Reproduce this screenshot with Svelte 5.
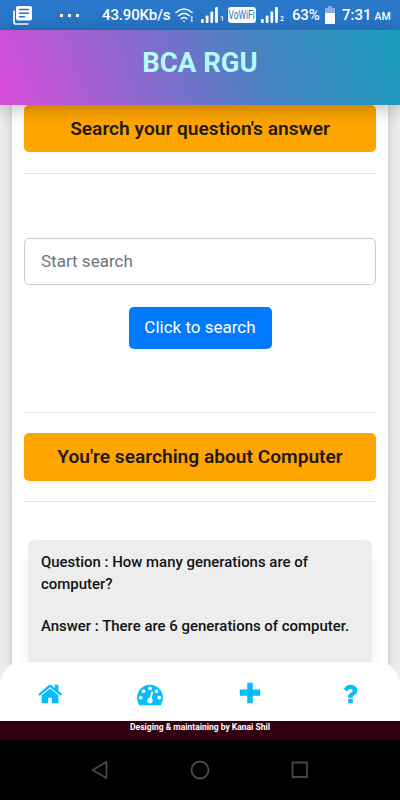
<script>
let query = $state('')

const tabs = [
	{ name: 'Home', path: 'M1408 992v480q0 26-19 45t-45 19h-384v-384h-256v384h-384q-26 0-45-19t-19-45v-480q0-1 .5-3t.5-3l575-474 575 474q1 2 1 6zm223-69l-62 74q-8 9-21 11h-3q-13 0-21-7l-692-577-692 577q-12 8-24 7-13-2-21-11l-62-74q-8-10-7-23.5t11-21.5l719-599q32-26 76-26t76 26l244 204v-195q0-14 9-23t23-9h192q14 0 23 9t9 23v408l219 182q10 8 11 21.5t-7 23.5z' },
	{ name: 'Dashboard', path: 'M384 1152q0-53-37.5-90.5t-90.5-37.5-90.5 37.5-37.5 90.5 37.5 90.5 90.5 37.5 90.5-37.5 37.5-90.5zm192-448q0-53-37.5-90.5t-90.5-37.5-90.5 37.5-37.5 90.5 37.5 90.5 90.5 37.5 90.5-37.5 37.5-90.5zm428 481l101-382q6-26-7.5-48.5t-38.5-29.5-48 6.5-30 39.5l-101 382q-60 5-107 43.5t-63 98.5q-20 77 20 146t117 89 146-20 89-117q16-60-6-117t-72-91zm660-33q0-53-37.5-90.5t-90.5-37.5-90.5 37.5-37.5 90.5 37.5 90.5 90.5 37.5 90.5-37.5 37.5-90.5zm-640-640q0-53-37.5-90.5t-90.5-37.5-90.5 37.5-37.5 90.5 37.5 90.5 90.5 37.5 90.5-37.5 37.5-90.5zm448 192q0-53-37.5-90.5t-90.5-37.5-90.5 37.5-37.5 90.5 37.5 90.5 90.5 37.5 90.5-37.5 37.5-90.5zm320 448q0 261-141 483-19 29-54 29h-1402q-35 0-54-29-141-221-141-483 0-182 71-348t191-286 286-191 348-71 348 71 286 191 191 286 71 348z' },
	{ name: 'Add', path: 'M1600 620v364q0 30-30 30h-482v482q0 30-30 30h-324q-30 0-30-30v-482h-482q-30 0-30-30v-364q0-30 30-30h482v-442q0-30 30-30h324q30 0 30 30v442h482q30 0 30 30z' },
	{ name: 'Help', path: 'M1088 1256v240q0 16-12 28t-28 12h-240q-16 0-28-12t-12-28v-240q0-16 12-28t28-12h240q16 0 28 12t12 28zm316-600q0 54-15.5 101t-35 76.5-55 59.5-57.5 43.5-61 35.5q-41 23-68.5 65t-27.5 67q0 17-12 32.5t-28 15.5h-240q-15 0-25.5-18.5t-10.5-37.5v-45q0-83 65-156.5t143-108.5q59-27 84-56t25-76q0-42-46.5-74t-107.5-32q-65 0-108 29-35 25-107 115-13 16-31 16-12 0-25-8l-164-125q-13-10-15.5-25t5.5-28q160-266 464-266 80 0 161 31t146 83 106 127.5 41 158.5z' }
]
</script>

{#snippet signal(n)}
	<svg class="signal signal{n}" width="17" height="16" viewBox="0 0 17 16" fill="#fff">
		<rect x="0" y="12" width="2.8" height="4" rx="1" />
		<rect x="4.7" y="8.5" width="2.8" height="7.5" rx="1" />
		<rect x="9.4" y="4.5" width="2.8" height="11.5" rx="1" />
		<rect x="14.1" y="0" width="2.8" height="16" rx="1" />
	</svg>
	<span class="sim sim{n}">{n}</span>
{/snippet}

<div class="app">
	<div class="status">
		<svg class="news" width="19" height="19" viewBox="0 0 19 19">
			<path d="M1 4.5v11.5q0 2 2 2h12.500" fill="none" stroke="#fff" stroke-width="1.700" />
			<path d="M5 0h12q2 0 2 2v10.500q0 2-2 2H5q-2 0-2-2V2q0-2 2-2z" fill="#fff" />
			<path d="M6 3.500h10M6 7.200h10M6 10.800h6" stroke="#2877c9" stroke-width="1.600" />
		</svg>
		<span class="dots"><i></i><i></i><i></i></span>
		<span class="speed">43.90Kb/s</span>
		<svg class="wifi" width="19" height="15" viewBox="0 0 19 15" fill="none" stroke="#fff" stroke-width="1.500" stroke-linecap="round">
			<path d="M1 4.500Q9 -2.500 17 4.500M3.600 7.700Q9 3 14.400 7.700M6.200 10.700Q9 8.300 11.800 10.700" />
			<path d="M7.500 12.700h3L9 14.300z" fill="#fff" stroke="none" />
			<path d="M16.800 9.200v.6M16.800 12.200v.6" stroke-width="1.800" />
		</svg>
		{@render signal(1)}
		<span class="vowifi"><b>VoWiFi</b></span>
		{@render signal(2)}
		<span class="percent">63%</span>
		<svg class="battery" width="10" height="18" viewBox="0 0 10 18">
			<path d="M3 0h4v2h3v5H0V2h3z" fill="#85b0df" />
			<path d="M0 7h10v11H0z" fill="#fff" />
		</svg>
		<span class="time">7:31<small>AM</small></span>
	</div>

	<header>BCA RGU</header>

	<main>
		<div class="container">
			<h4 class="banner">Search your question's answer</h4>
			<hr>
			<form onsubmit={(e) => e.preventDefault()}>
				<input type="text" placeholder="Start search" bind:value={query}>
				<button type="submit">Click to search</button>
			</form>
			<hr>
			<h4 class="banner second">You're searching about Computer</h4>
			<hr>
			<div class="answer">
				<p>Question : How many generations are of computer?</p>
				<p>Answer : There are 6 generations of computer.</p>
			</div>
		</div>
	</main>

	<nav>
		{#each tabs as { name, path }}
			<a href="#{name}" aria-label={name}>
				<svg width="26" height="26" viewBox="0 0 1792 1792"><path d={path} /></svg>
			</a>
		{/each}
	</nav>

	<footer>Desiging &amp; maintaining by Kanai Shil</footer>

	<div class="android">
		<svg width="18" height="20" viewBox="0 0 18 20"><path d="M15.500 2v16L1.500 10z" /></svg>
		<svg width="20" height="20" viewBox="0 0 20 20"><circle cx="10" cy="10" r="8.500" /></svg>
		<svg width="18" height="18" viewBox="0 0 18 18"><rect x="1.500" y="1.500" width="14.500" height="14.500" /></svg>
	</div>
</div>

<style>
:global(body){
  margin: 0;
  background-color: #000;
}

.app{
  display: flex;
  flex-direction: column;
  width: 400px;
  height: 800px;
  overflow: hidden;
  font-family: Roboto, "Liberation Sans", sans-serif;
  color: #212529;
}

.app *{
  box-sizing: border-box;
}

.status{
  display: flex;
  align-items: center;
  flex: 0 0 30px;
  color: #fff;
  font-size: 15px;
  font-weight: 500;
  white-space: nowrap;
  background-color: #2877c9;
}

.status svg,
.status span{
  flex-shrink: 0;
}

.news{
  margin-left: 13px;
}

.dots{
  display: flex;
  gap: 5px;
  width: 19px;
  margin-left: 28px;
}

.dots i{
  width: 3px;
  height: 3px;
  background-color: #fff;
}

.speed{
  width: 69px;
  margin-left: 23px;
  letter-spacing: -0.15px;
}

.wifi{
  margin-left: 4px;
}

.signal1{
  margin-left: 7px;
}

.signal2{
  margin-left: 5px;
}

.sim{
  width: 5px;
  margin-left: 2px;
  padding-top: 7px;
  font-size: 7px;
}

.vowifi{
  display: flex;
  justify-content: center;
  width: 28px;
  height: 16px;
  margin-left: 3px;
  border-radius: 3px;
  color: #2877c9;
  font-size: 12px;
  line-height: 16px;
  background-color: #fff;
}

.vowifi b{
  font-weight: 400;
  transform: scaleX(0.7);
}

.percent{
  width: 28px;
  margin-left: 7px;
  letter-spacing: -0.2px;
}

.battery{
  margin-left: 5px;
}

.time{
  display: flex;
  align-items: baseline;
  gap: 3px;
  margin-left: 7px;
}

.time small{
  font-size: 10.500px;
}

header{
  position: relative;
  z-index: 1;
  flex: 0 0 75px;
  padding-top: 13px;
  color: #b3fbff;
  font-size: 27.500px;
  font-weight: 700;
  line-height: 39px;
  text-align: center;
  background: linear-gradient(70deg, #d94bd8 0%, #4683c3 65%, #189dbb 100%);
  box-shadow: 0 3px 18px rgba(0, 0, 0, 0.28);
}

main{
  flex: 0 0 616px;
  padding: 0 12px;
  overflow: hidden;
  background-color: #ececec;
}

.container{
  height: 640px;
  padding: 0 12px;
  background-color: #fff;
  box-shadow: 0 0 10px #c6c6bb;
}

.banner{
  height: 47px;
  margin: 0;
  border-radius: 5px;
  color: #1f1a10;
  font-size: 19.150px;
  font-weight: 600;
  line-height: 47px;
  text-align: center;
  background-color: #ffa500;
}

.second{
  height: 48px;
}

hr{
  height: 1px;
  margin: 21px 0 20px;
  border: 0;
  background-color: #e5e5e5;
}

.second + hr{
  margin-top: 20px;
}

form{
  display: flex;
  flex-direction: column;
  align-items: center;
  height: 238px;
  padding-top: 44px;
}

input{
  width: 100%;
  height: 47px;
  padding: 0 15px 2px 16px;
  border: 1px solid #c8cbce;
  border-radius: 5px;
  font: 17px Roboto, sans-serif;
}

input::placeholder{
  color: #6c757d;
}

button{
  width: 143px;
  height: 42px;
  margin-top: 22px;
  padding: 0 0 2px;
  border: 0;
  border-radius: 5px;
  color: #fff;
  font: 17px Roboto, sans-serif;
  background-color: #007bff;
}

form + hr{
  margin-top: -20px;
}

.answer{
  height: 180px;
  margin: 38px 4px 0;
  padding: 11px 13px;
  border-radius: 6px;
  color: #121416;
  font-size: 14.950px;
  font-weight: 500;
  line-height: 22px;
  background-color: #ededed;
  box-shadow: 0 14px 14px #f0f0ea;
}

.answer p{
  margin: 0 0 20px;
}

nav{
  position: relative;
  z-index: 1;
  display: grid;
  grid-template-columns: repeat(4, 1fr);
  flex: 0 0 59px;
  margin-top: -59px;
  padding-top: 5px;
  border-radius: 22px 22px 0 0;
  background-color: #fff;
}

nav a{
  display: flex;
  justify-content: center;
  align-items: center;
}

nav a:first-child{
  padding-left: 2px;
}

nav svg{
  fill: #05bdfb;
}

footer{
  flex: 0 0 19px;
  color: #fff;
  font-size: 8.500px;
  font-weight: 700;
  line-height: 12px;
  text-align: center;
  background-color: #330011;
}

.android{
  display: flex;
  justify-content: space-between;
  align-items: center;
  flex: 0 0 60px;
  padding: 0 91px;
  background-color: #000;
}

.android svg{
  fill: none;
  stroke: #484848;
  stroke-width: 1.800;
  stroke-linejoin: round;
}
</style>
───
Description of the task.
The lines from the start of the data through the line that contains "let query = $state('')" are to be returned exactly, please, with both ends included and every picture left out.

Task result.
Reproduce this screenshot with Svelte 5.
<script>
let query = $state('')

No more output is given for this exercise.